Your other idea sounds good, but for some weird reason, I always like to deal with matrices rather than the functional form of linear transformations. :)

Thanks again for your generous help. :)
 

Fernando Revilla

Well-known member
MHB Math Helper
Jan 29, 2012
661
... for some weird reason, I always like to deal with matrices rather than the functional form of linear transformations. :)
There is no problem if $V$ has dimension $n$ (finite), because we can use the well known isomophism of algebras $\phi:\operatorname{End}(V)\to \mathbb{K}^{n\times n},$ $\phi (f)=A=[f]_B,$ where $B$ is a fixed basis of $V.$
 

Deveno

Well-known member
MHB Math Scholar
Feb 15, 2012
1,967
I could be wrong, but I think what caffeinemachine was getting at is this:

Suppose $P(t) = a_0 + a_1t +\cdots + a_nt^n$.

By definition:

$P(f)$ is defined as the linear transformation:

$P(f)(v) = (a_0I + a_1f + \cdots a_nf^n)(v) = a_0v + a_1f(v) + \cdots + a_nf^n(v)$

(in other words, we use the "point-wise" sum for linear transformations, and composition for multiplication, as is usual for a ring of endomorphisms of an abelian group. The scalar multiplication is also "pointwise": $(af)(v) = a(f(v))$).

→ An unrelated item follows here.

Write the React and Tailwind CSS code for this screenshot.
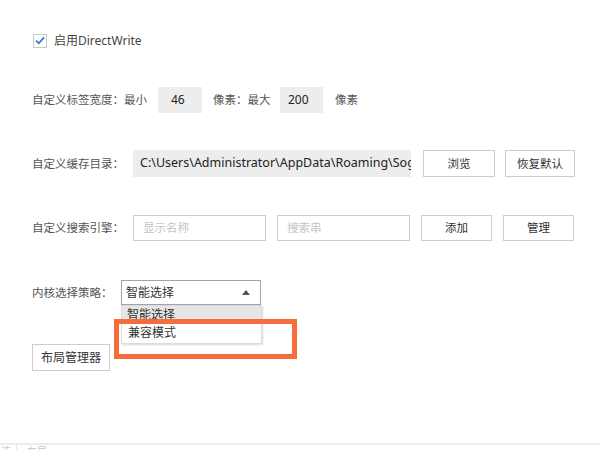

Presumably, you have already proved that if $\lambda$ is an eigenvalue for $f$ with eigenvector $v$, then (for natural numbers $k$):

$f^k(v) = \lambda^kv$

(note the exponent on the left refers to k-fold composition, and the exponent on the right refers to exponentiation in the field). If you have not done so, it's easy to prove using induction (you may wish to use the common convention that $f^0 = I = \text{id}_V$, the identity function on $V$).

Thus, for an eigenvector $v$ with eigenvalue $\lambda$, we have that $v$ is likewise an egienvector for $P(f)$ with eigenvalue $P(\lambda)$.

The advantage to this is that no mention is made of the dimensionality of the vector space $V$, and no assumptions are made about any basis.